Speaker
Description
We present predictions from phenomenological models to study the transverse momentum spectra of identified hadrons in Au+Au collisions at a center-of-mass energy of 7.7 GeV, as measured by the STAR detector at the Relativistic Heavy Ion Collider. This analysis evaluates the performance of Monte Carlo models Pythia8.3 and EPOS (EPOS4 and EPOSLHC) by comparing their predictions with experimental data. The transverse momentum spectra of π±, K±, and (anti-)protons at mid-rapidity (|y| < 0.1) are examined across nine centrality classes.

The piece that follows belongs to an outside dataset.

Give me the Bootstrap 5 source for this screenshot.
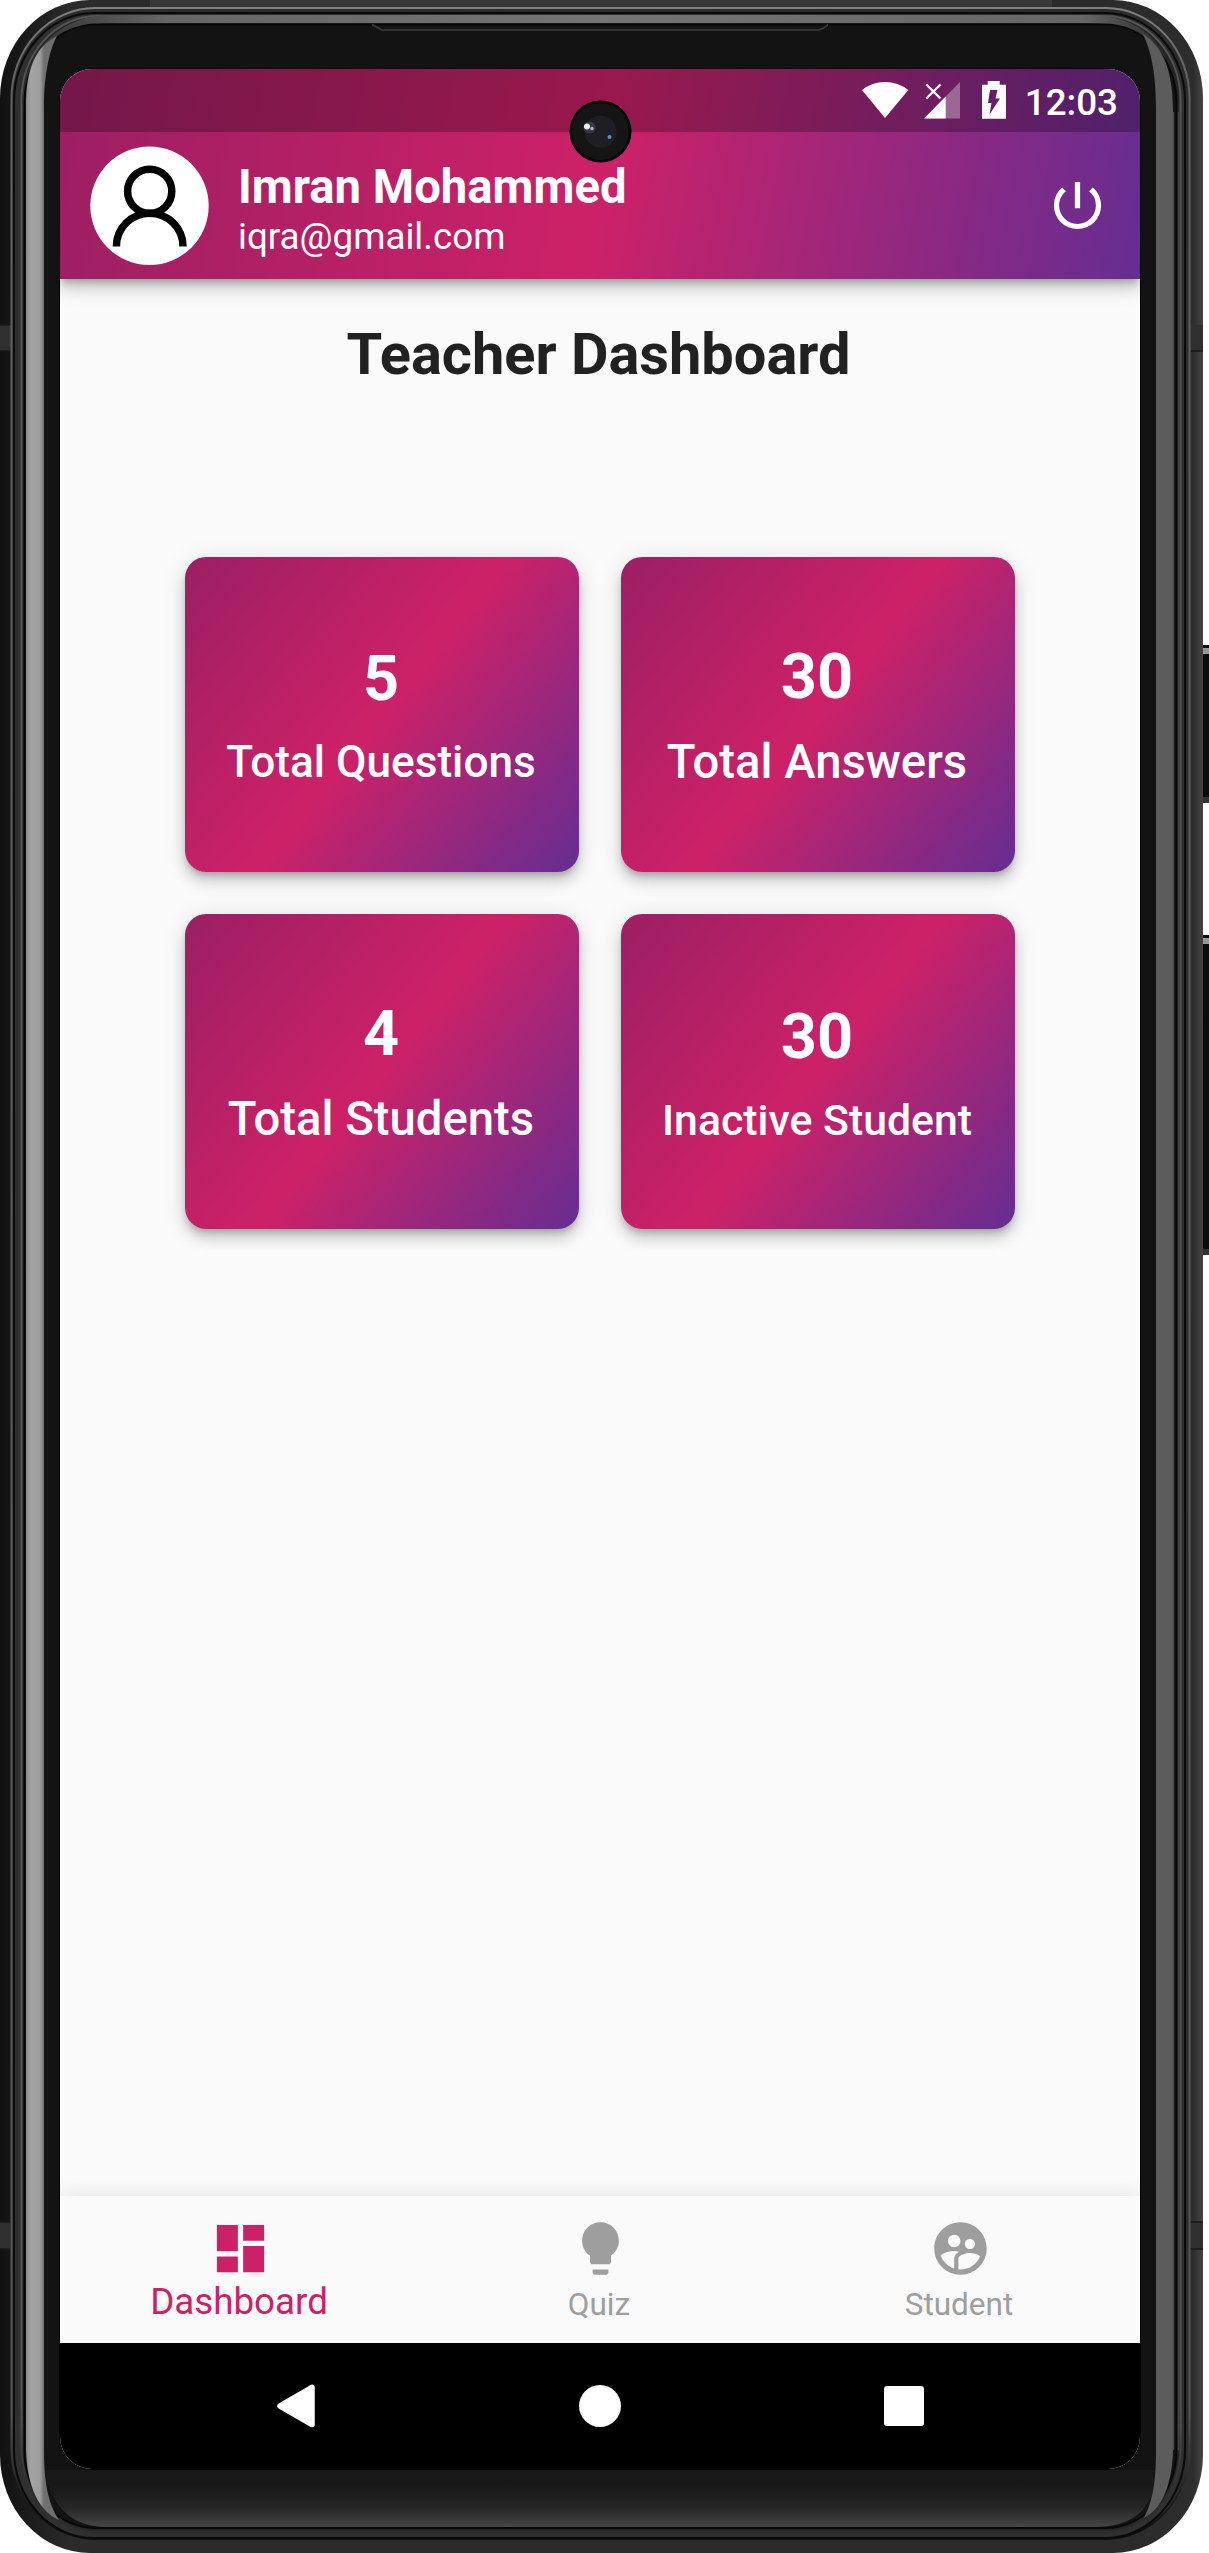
<!DOCTYPE html>
<html lang="en">
<head>
<meta charset="utf-8">
<meta name="viewport" content="width=device-width, initial-scale=1">
<title>Teacher Dashboard</title>
<link href="https://cdn.jsdelivr.net/npm/bootstrap@5.3.0/dist/css/bootstrap.min.css" rel="stylesheet">
<style>
body{background:#fff;font-family:Roboto,"Noto Sans",sans-serif;color:#212121}
.phone{width:1209px;height:2553px;padding:69px 69px 84px 60px}
.phone-frame{left:0;top:0;width:1209px;height:2553px}
.screen{width:1080px;height:2400px;border-radius:32px;background:#fafafa}
.top-area{height:210px;background:linear-gradient(101deg,#9b1f63,#cd2167 50%,#652d92);box-shadow:0 5px 6px -2px rgba(0,0,0,.2),0 10px 13px rgba(0,0,0,.14),0 3px 26px rgba(0,0,0,.12);z-index:1}
.status{height:63px;background:rgba(0,0,0,.25)}
.status .time{font-size:36.75px;line-height:43px;font-weight:500;margin:12px 22px 0 10px}
.app-header{height:147px;padding:0 31px 0 30px}
.who{margin-left:29px;padding-top:6px}
.who-name{font-size:47.25px;line-height:55px;font-weight:700;white-space:nowrap}
.who-mail{font-size:36.75px;line-height:43px;white-space:nowrap}
.page-title{font-size:57.75px;line-height:68px;font-weight:700;margin-top:41px;padding-right:3px}
.tiles{display:grid;grid-template-columns:394px 394px;gap:42px;margin-top:169px}
.tile{height:315px;border-radius:21px;background:linear-gradient(128.6deg,#9b1f63,#cd2167 50%,#652d92);box-shadow:0 5px 6px -2px rgba(0,0,0,.2),0 10px 13px rgba(0,0,0,.14),0 3px 26px rgba(0,0,0,.10);gap:21px;padding:2px 2px 0 0}
.tile-num{font-size:63px;line-height:74px;font-weight:700}
.tile-lab{font-size:47.25px;line-height:1.172;font-weight:500;white-space:nowrap}
.tile-lab.fit-q{font-size:44.2px}
.tile-lab.fit-i{font-size:42.8px}
.tabs{height:147px;background:#fafafa;box-shadow:0 0 21px rgba(0,0,0,.10);color:#9e9e9e;font-size:31.5px}
.tabs a{color:inherit;text-decoration:none;padding-top:21px;width:360px}
.tabs span{line-height:37px;margin-top:6px;padding-right:2px}
.tabs a.on{color:#cc2167}
.tabs a.on span{font-size:36.75px;line-height:43px;margin-top:0}
.sysbar{height:126px;background:#000}
.lens{left:569px;top:100px;z-index:2}
</style>
<script src="https://cdn.jsdelivr.net/npm/bootstrap@5.3.0/dist/js/bootstrap.bundle.min.js"></script>
</head>
<body>
<div class="phone position-relative overflow-hidden">
  <svg class="phone-frame position-absolute" viewBox="0 0 1209 2553" aria-hidden="true">
    <defs>
      <linearGradient id="shell" x1="0" x2="1" y1="0" y2="0"><stop offset="0" stop-color="#111"/><stop offset=".06" stop-color="#2b2b2b"/><stop offset=".94" stop-color="#2b2b2b"/><stop offset=".992" stop-color="#2d2d2d"/><stop offset="1" stop-color="#444"/></linearGradient>
      <linearGradient id="edge" x1="0" x2="0" y1="0" y2="1"><stop offset="0" stop-color="#808080"/><stop offset=".03" stop-color="#606060"/><stop offset=".95" stop-color="#555"/><stop offset=".98" stop-color="#222"/><stop offset="1" stop-color="#0c0c0c"/></linearGradient>
      <linearGradient id="inner" x1="0" x2="0" y1="0" y2="1"><stop offset="0" stop-color="#555"/><stop offset=".95" stop-color="#555"/><stop offset=".985" stop-color="#2c2c2c"/></linearGradient>
      <linearGradient id="lip" x1="0" x2="0" y1="2485" y2="2527" gradientUnits="userSpaceOnUse"><stop offset="0" stop-color="#181818"/><stop offset=".5" stop-color="#242424"/><stop offset="1" stop-color="#464646"/></linearGradient>
      <linearGradient id="topband" x1="30" x2="1175" y1="0" y2="0" gradientUnits="userSpaceOnUse"><stop offset="0" stop-color="#333"/><stop offset=".12" stop-color="#666"/><stop offset=".5" stop-color="#747474"/><stop offset=".92" stop-color="#666"/><stop offset="1" stop-color="#222"/></linearGradient>
      <linearGradient id="glareL" x1="25" x2="44" y1="0" y2="0" gradientUnits="userSpaceOnUse"><stop offset="0" stop-color="#858585"/><stop offset=".3" stop-color="#a3a3a3"/><stop offset=".8" stop-color="#9c9c9c"/><stop offset="1" stop-color="#6f6f6f"/></linearGradient>
    </defs>
    <rect x="1200" y="645" width="9" height="158" fill="#0b0b0b"/><rect x="1203" y="648" width="6" height="6" fill="#999"/><rect x="1201" y="797" width="8" height="6" fill="#333"/>
    <rect x="1200" y="935" width="9" height="320" fill="#0b0b0b"/><rect x="1203" y="938" width="6" height="6" fill="#999"/><rect x="1201" y="1249" width="8" height="6" fill="#333"/>
    <rect width="1203" height="2553" rx="90" ry="98" fill="url(#shell)"/>
    <path d="M150 0H1052V8H150Z" fill="#373737"/>
    <path d="M0 325h11v26H0zM1189 325h14v26h-14zM0 2222h10v27H0zM1190 2222h13v27h-13z" fill="#303030"/>
    <path d="M0 325h11M0 351h11M1189 351h14M0 2249h10M1190 2249h13M0 2222h10M1190 2222h13" stroke="#191919" stroke-width="1.5"/>
    <rect x="11.5" y="8" width="1178" height="2531" rx="84" ry="90" fill="#2c2c2c" stroke="url(#edge)" stroke-width="2"/>
    <rect x="14" y="13" width="1171" height="2525" rx="80" ry="88" fill="#303030" stroke="#0a0a0a" stroke-width="2"/>
    <rect x="21.500" y="16" width="1159" height="2516" rx="76" ry="84" fill="#262626" stroke="url(#inner)" stroke-width="2"/>
    <path d="M26 105C28 50 65 19 112 19H1088C1138 19 1168 45 1174 105" fill="none" stroke="url(#topband)" stroke-width="8"/>
    <rect x="24.5" y="24.500" width="1152" height="2503.500" rx="72" ry="78" fill="#131313" stroke="#080808" stroke-width="2"/>
    <path d="M44 2470H1156V2480Q1148 2527 1095 2527H106Q56 2527 44 2470Z" fill="url(#lip)"/>
    <path d="M57 36C35 47 26 70 26 106V2450C27 2488 40 2512 59 2520C48 2503 44 2482 44 2450V106C44 76 49 51 57 36Z" fill="url(#glareL)"/>
    <path d="M1142 33C1164 47 1173 72 1173 112V2450C1172 2484 1163 2508 1144 2518C1153 2500 1156 2482 1156 2450V108C1156 78 1152 50 1142 33Z" fill="#5c5c5c"/>
    <path d="M1173.500 112V2450M1178.500 112V2450" stroke="#454545" stroke-width="1.500" fill="none"/>
    <path d="M372 24.500 382 30H818Q824 29 828 24.500" fill="none" stroke="#3d3d3d" stroke-width="1.500"/>
    <rect x="59" y="68" width="1082" height="2402" rx="33" fill="#030303"/>
  </svg>

  <main class="screen position-relative d-flex flex-column overflow-hidden">
    <header class="top-area position-relative flex-shrink-0 text-white">
      <div class="status d-flex justify-content-end">
        <svg width="160" height="63" viewBox="855 69 160 63" fill="#fff" class="flex-shrink-0" aria-hidden="true">
          <path d="M885 118 862 90Q872 82 885 82T908.300 90Z"/>
          <path d="M960 82V118.500H924Z" opacity=".33"/><path d="M945.700 96.500V118.500H924Z"/>
          <path fill="none" d="M926.300 84.500 940.500 98.500M940.500 84.500 926.300 98.500" stroke="#fff" stroke-width="2.400"/>
          <path fill-rule="evenodd" d="M987.700 81h12v3.700h6.300v34h-24v-34h5.700zM990 90h7.500l-2 8.500h4.500L989.500 114.500l2-11.500h-3.500z"/>
        </svg>
        <div class="time">12:03</div>
      </div>
      <div class="app-header d-flex align-items-center">
        <svg width="119" height="119" viewBox="89.500 146.500 119 119" class="flex-shrink-0" role="img" aria-label="Profile">
          <circle cx="149" cy="206.300" r="59.200" fill="#fff"/>
          <g fill="none" stroke="#000" stroke-width="7.500"><circle cx="149.200" cy="191.800" r="22.100"/><path d="M115.900 247a33.300 33.300 0 0 1 66.600 0"/></g>
        </svg>
        <div class="who flex-grow-1">
          <div class="who-name">Imran Mohammed</div>
          <div class="who-mail">iqra@gmail.com</div>
        </div>
        <svg width="63" height="63" viewBox="0 0 24 24" fill="#fff" role="img" aria-label="Log out"><path d="M13 3h-2v10h2V3zm4.830 2.170-1.420 1.420A6.920 6.920 0 0 1 19 12c0 3.870-3.130 7-7 7s-7-3.130-7-7c0-2.190 1.010-4.140 2.580-5.420L6.170 5.170A8.932 8.932 0 0 0 3 12a9 9 0 0 0 18 0c0-2.740-1.230-5.180-3.170-6.830z"/></svg>
      </div>
    </header>

    <section class="flex-grow-1 d-flex flex-column align-items-center">
      <h1 class="page-title mb-0">Teacher Dashboard</h1>
      <div class="tiles text-white">
        <div class="tile d-flex flex-column align-items-center justify-content-center"><div class="tile-num">5</div><div class="tile-lab fit-q">Total Questions</div></div>
        <div class="tile d-flex flex-column align-items-center justify-content-center"><div class="tile-num">30</div><div class="tile-lab">Total Answers</div></div>
        <div class="tile d-flex flex-column align-items-center justify-content-center"><div class="tile-num">4</div><div class="tile-lab">Total Students</div></div>
        <div class="tile d-flex flex-column align-items-center justify-content-center"><div class="tile-num">30</div><div class="tile-lab fit-i">Inactive Student</div></div>
      </div>
    </section>

    <nav class="tabs d-flex flex-shrink-0">
      <a href="#" class="on d-flex flex-column align-items-center"><svg width="63" height="63" viewBox="0 0 24 24" fill="currentColor"><path d="M3 13h8V3H3v10zm0 8h8v-6H3v6zm10 0h8V11h-8v10zm0-18v6h8V3h-8z"/></svg><span>Dashboard</span></a>
      <a href="#" class="d-flex flex-column align-items-center"><svg width="63" height="63" viewBox="0 0 24 24" fill="currentColor"><path d="M9 21c0 .5.4 1 1 1h4c.6 0 1-.5 1-1v-1H9v1zm3-19C8.100 2 5 5.100 5 9c0 2.400 1.200 4.500 3 5.700V17c0 .5.4 1 1 1h6c.6 0 1-.5 1-1v-2.300c1.800-1.300 3-3.400 3-5.700 0-3.900-3.100-7-7-7z"/></svg><span>Quiz</span></a>
      <a href="#" class="d-flex flex-column align-items-center"><svg width="63" height="63" viewBox="0 0 24 24" fill="currentColor"><path d="M11.990 2c-5.520 0-10 4.480-10 10s4.480 10 10 10 10-4.480 10-10-4.480-10-10-10zm3.610 6.340c1.070 0 1.930.86 1.930 1.930 0 1.070-.86 1.930-1.930 1.930-1.070 0-1.930-.86-1.930-1.930-.01-1.070.86-1.930 1.930-1.930zm-6-1.580c1.300 0 2.360 1.060 2.360 2.360 0 1.300-1.060 2.360-2.360 2.360s-2.360-1.060-2.360-2.360c0-1.310 1.050-2.360 2.360-2.360zm0 9.130v3.750c-2.400-.75-4.300-2.600-5.140-4.960 1.050-1.120 3.670-1.690 5.140-1.690.53 0 1.200.08 1.900.22-1.640.87-1.900 2.020-1.900 2.680zM11.990 20c-.27 0-.53-.01-.79-.04v-4.070c0-1.420 2.940-2.130 4.400-2.130 1.070 0 2.920.39 3.840 1.150-1.170 2.970-4.060 5.090-7.450 5.090z"/></svg><span>Student</span></a>
    </nav>
    <div class="sysbar flex-shrink-0 d-flex">
      <svg width="1080" height="126" viewBox="60 2343 1080 126" fill="#fff" aria-hidden="true">
        <path d="M280 2406 312 2387.500V2424.500Z" stroke="#fff" stroke-width="5.500" stroke-linejoin="round"/>
        <circle cx="600" cy="2406" r="21"/><rect x="884" y="2386" width="40" height="40" rx="3"/>
      </svg>
    </div>
  </main>

  <svg class="lens position-absolute" width="63" height="63" viewBox="-31.500 -31.500 63 63" aria-hidden="true">
    <circle r="31" fill="#040404"/><circle r="28.500" fill="#151515"/><circle r="16" fill="#1f1e24"/>
    <circle cx="-11" cy="-4" r="6" fill="#3f5570" opacity=".5"/><circle cx="-13.500" cy="-5" r="3" fill="#eef3e4"/><circle cx="-8.500" cy="-3" r="1.700" fill="#d7a9cf"/><circle cx="9" cy="5.500" r="2" fill="#4f93d0"/>
  </svg>
</div>
</body>
</html>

The EPOS4 model demonstrates good agreement with data for π±, K±, and anti-protons across most centrality classes. However, its accuracy declines in peripheral collisions, particularly underestimating protons at high pT due to reduced interaction volume and limited re-scattering. Pythia8.3 tends to overestimate pion spectra and misrepresent kaons and (anti-)protons depending on centrality. In contrast, EPOSLHC aligns better with experimental data for π± and anti-protons at higher pT, though it underestimates kaons and protons in most centrality classes. Suppression at high pT in EPOSLHC arises from collective flow, which has minimal impact on high-pT particles, while EPOS4 exhibits suppression in (anti-)protons due to baryon-antibaryon annihilation. None of the models accurately reproduce the data for the most peripheral centrality class. Additionally, the extracted freeze-out parameters indicate that the effective temperature increases, while the non-extensive parameter decreases with centrality, suggesting greater system excitation and faster thermal equilibration in more central collisions.
This study provides insights into the strengths and limitations of these models, commonly employed in cosmic ray Monte Carlo (CRMC) simulations, describing hadron spectra and highlighting key physics mechanisms influencing particle production in heavy-ion collisions and cosmic ray interactions.